I gave it shot today, I couldn’t get them to go. Best marks were 60ft down , ended up keeping 13, threw back 3 or 4 small keepers. A bunch of shorts, no junk fish at all .


----------



## BIGTCAT'N (Apr 12, 2006)

Beerhunter said:


> Was one of the guys out yesterday in the 2-6 footers that were really fishable. They were far enough apart that made it comfortable. Got really nice fish in 65-68 ft 10 mi directly North of the river. Dipseys 0-110, 1-125, 3-150, small stinger spoons. color didn't matter. Started with a lot of shorts (8"-14") for some reason, then they got nicer all of a sudden (20"-24"). Sheep were plentiful also.


Were you guys using #1 dipseys? Thanks


----------



## walldancer (May 8, 2015)

Blew out to the Cleveland hole 79ft late afternoon,dipsys 3 setting back 200,2 setting back 165,1 setting back 130,nice fattys spitting up 6" to 7" shad









Sent from my SM-G950U using Tapatalk


----------



## Ski 32 (Jun 10, 2021)

walldancer said:


> Blew out to the Cleveland hole 79ft late afternoon,dipsys 3 setting back 200,2 setting back 165,1 setting back 130,nice fattys spitting up 6" to 7" shad
> 
> 
> 
> ...


Out of where?


----------



## walldancer (May 8, 2015)

Out of eastlake, but ran to the 43 west line in 79 ft

Sent from my SM-G950U using Tapatalk


----------



## 444fish (Jul 7, 2017)

Did anybody else see Walldancers pic was covered and said "sensitive content" wth?


----------



## Just Cruz N (Jun 1, 2013)

444fish said:


> Did anybody else see Walldancers pic was covered and said "sensitive content" wth?


The 'cancel culture' has infested OGF apparently... :-(


----------



## Uglystix (Mar 3, 2006)

444fish said:


> Did anybody else see Walldancers pic was covered and said "sensitive content" wth?


Yep. And boy was it right! I can’t get that image out of my head now.


----------



## Searay (Feb 12, 2007)

444fish said:


> Did anybody else see Walldancers pic was covered and said "sensitive content" wth?


They were not even cut!!!!


----------



## crestliner TS (Jun 8, 2012)

If its gonna go the way of cancel culture, wokeness or social justice I will be gone forever. Sick of all this crap RUINING our lives! And I will never buy another product from this site, and I buy alot.


----------



## floater99 (May 21, 2010)

Another willow bending in the wind 🤨


----------



## Popspastime (Apr 1, 2014)

Thought this was a Cleve area thread?
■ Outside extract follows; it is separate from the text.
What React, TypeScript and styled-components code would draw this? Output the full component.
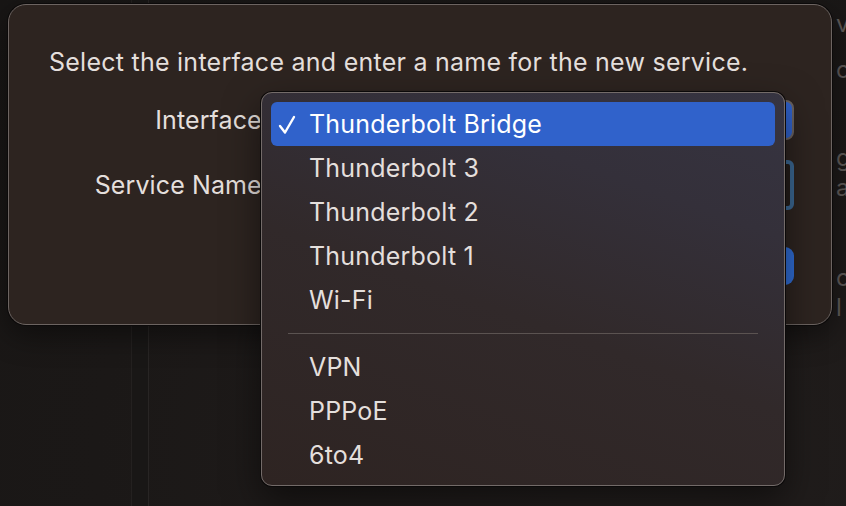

Now it's an Eastlake thread?


----------



## normster30 (Jul 14, 2012)

Popspastime said:


> Thought this was a Cleve area thread? Now it's an Eastlake thread?


I checked the erie map and 43 west is pretty much straight north of E 72.but maybe a little longer ride.


----------



## walldancer (May 8, 2015)

Same program as 2 days ago 24 today with some smaller ones mixed in
















Sent from my SM-G950U using Tapatalk


----------



## normster30 (Jul 14, 2012)

walldancer said:


> Same program as 2 days ago 24 today with some smaller ones mixed in
> 
> 
> 
> ...


That's tits, headed out in morning. Leaving from Eastlake, you docked there


----------



## walldancer (May 8, 2015)

Yes docked in chagrin,but run off Cleveland all the time,looks a little lumpy in the am so maybee the afternoon and definitely sunday

Sent from my SM-G950U using Tapatalk


----------



## Bluewalleye (Jun 1, 2009)

That is a great batch of fish walldancer. Congrats. Had my best day ever on the lake back in the 90s in 80' out north of that area. Those fish look like they're super healthy.


----------



## walldancer (May 8, 2015)

Yes on the healthy,fish were real golden color and fat spitting up 7 " gizard shad,diggin em out with dipsys towards the bottom,

Sent from my SM-G950U using Tapatalk


----------



## walldancer (May 8, 2015)

Mondays last chance last dance befor the rain and blow comming,left doc at 11 am and headed to 79 ft near the 40 line west,took us 4 hours to get our 18 fish,fish were glued to the bottom 75 to 79 ft,#2 dipsy 220,# 3 dipsy 250,,,2.8 mph,,,purple stingrays 

Sent from my SM-G950U using Tapatalk


----------